Some of us feel, of course, that the fifth proposition of Euclid would only be improved by a nice juicy elopement. This is a typical bit of good-humored self-mockery, with Conan Doyle displaying the sly wit for which he is too rarely, even by his most ardent admirers, given credit.
While he was busy scorning the Holmes stories and planning Holmes’s death, and nursing the suppurating pride of a would-be Walter Scott condemned, first by necessity and then by success, to write popular fiction, Conan Doyle was also, from the beginning, tangibly having fun. It seems to have been characteristic of the man that, as in the above passage, he was usually having it at his own expense.
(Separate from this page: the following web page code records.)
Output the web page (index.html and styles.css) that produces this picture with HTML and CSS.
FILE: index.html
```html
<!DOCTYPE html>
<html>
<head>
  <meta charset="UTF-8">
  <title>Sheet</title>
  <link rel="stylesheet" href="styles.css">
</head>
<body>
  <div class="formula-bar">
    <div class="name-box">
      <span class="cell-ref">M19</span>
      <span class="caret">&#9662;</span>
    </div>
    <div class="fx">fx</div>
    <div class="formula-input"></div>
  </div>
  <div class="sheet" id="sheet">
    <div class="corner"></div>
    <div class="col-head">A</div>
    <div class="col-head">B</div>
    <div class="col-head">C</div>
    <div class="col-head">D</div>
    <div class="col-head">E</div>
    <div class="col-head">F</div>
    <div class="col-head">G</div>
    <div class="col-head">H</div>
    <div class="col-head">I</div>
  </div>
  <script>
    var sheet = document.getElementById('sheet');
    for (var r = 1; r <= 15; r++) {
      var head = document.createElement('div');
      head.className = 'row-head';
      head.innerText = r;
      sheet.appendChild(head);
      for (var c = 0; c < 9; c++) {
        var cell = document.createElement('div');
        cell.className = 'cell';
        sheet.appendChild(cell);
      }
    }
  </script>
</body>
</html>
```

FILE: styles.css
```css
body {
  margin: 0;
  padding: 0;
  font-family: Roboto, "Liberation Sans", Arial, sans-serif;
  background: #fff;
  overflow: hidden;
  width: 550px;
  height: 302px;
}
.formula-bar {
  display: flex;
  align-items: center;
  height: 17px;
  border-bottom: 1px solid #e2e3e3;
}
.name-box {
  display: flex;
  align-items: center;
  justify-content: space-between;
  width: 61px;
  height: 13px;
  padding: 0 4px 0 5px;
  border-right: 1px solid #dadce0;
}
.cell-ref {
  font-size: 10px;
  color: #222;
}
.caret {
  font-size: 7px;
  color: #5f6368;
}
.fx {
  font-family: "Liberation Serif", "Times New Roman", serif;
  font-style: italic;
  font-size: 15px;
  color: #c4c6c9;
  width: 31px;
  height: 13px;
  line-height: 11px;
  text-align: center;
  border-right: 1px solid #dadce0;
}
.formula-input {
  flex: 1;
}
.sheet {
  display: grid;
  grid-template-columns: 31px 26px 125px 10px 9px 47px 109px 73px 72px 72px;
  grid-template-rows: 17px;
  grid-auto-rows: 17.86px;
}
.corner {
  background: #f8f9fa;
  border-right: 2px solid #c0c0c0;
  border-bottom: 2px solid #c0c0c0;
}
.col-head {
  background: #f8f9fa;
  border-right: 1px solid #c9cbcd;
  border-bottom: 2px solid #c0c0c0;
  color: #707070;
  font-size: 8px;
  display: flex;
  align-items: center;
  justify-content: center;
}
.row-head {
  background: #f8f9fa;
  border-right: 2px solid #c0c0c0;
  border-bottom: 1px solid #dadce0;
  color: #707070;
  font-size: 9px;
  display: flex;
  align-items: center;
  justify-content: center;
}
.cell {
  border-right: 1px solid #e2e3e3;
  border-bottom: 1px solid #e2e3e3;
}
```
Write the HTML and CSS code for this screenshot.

Like most writers, Conan Doyle wrote for money. His misfortune as an artist was to make piles of it, and become famous around the world, by writing stories he did not consider worthy of his talent, while receiving less credit or pay for works that meant more to him; and to be so freehanded in his philanthropy, wild schemes, and spending habits, and so well endowed with children, that the piles of money were never quite tall enough. Few writers wrote more determinedly for cash than Conan Doyle each time he surrendered his pen to the further elaboration of Sherlock Holmes. That the results of this arrant and effective hackwork have endured so long testifies, in my view, not only to Conan Doyle’s art and storytelling gift, and to the magic of the central heroic duo, but to the quickening force, neglected, derided, and denied, of money and the getting of it on a ready imagination.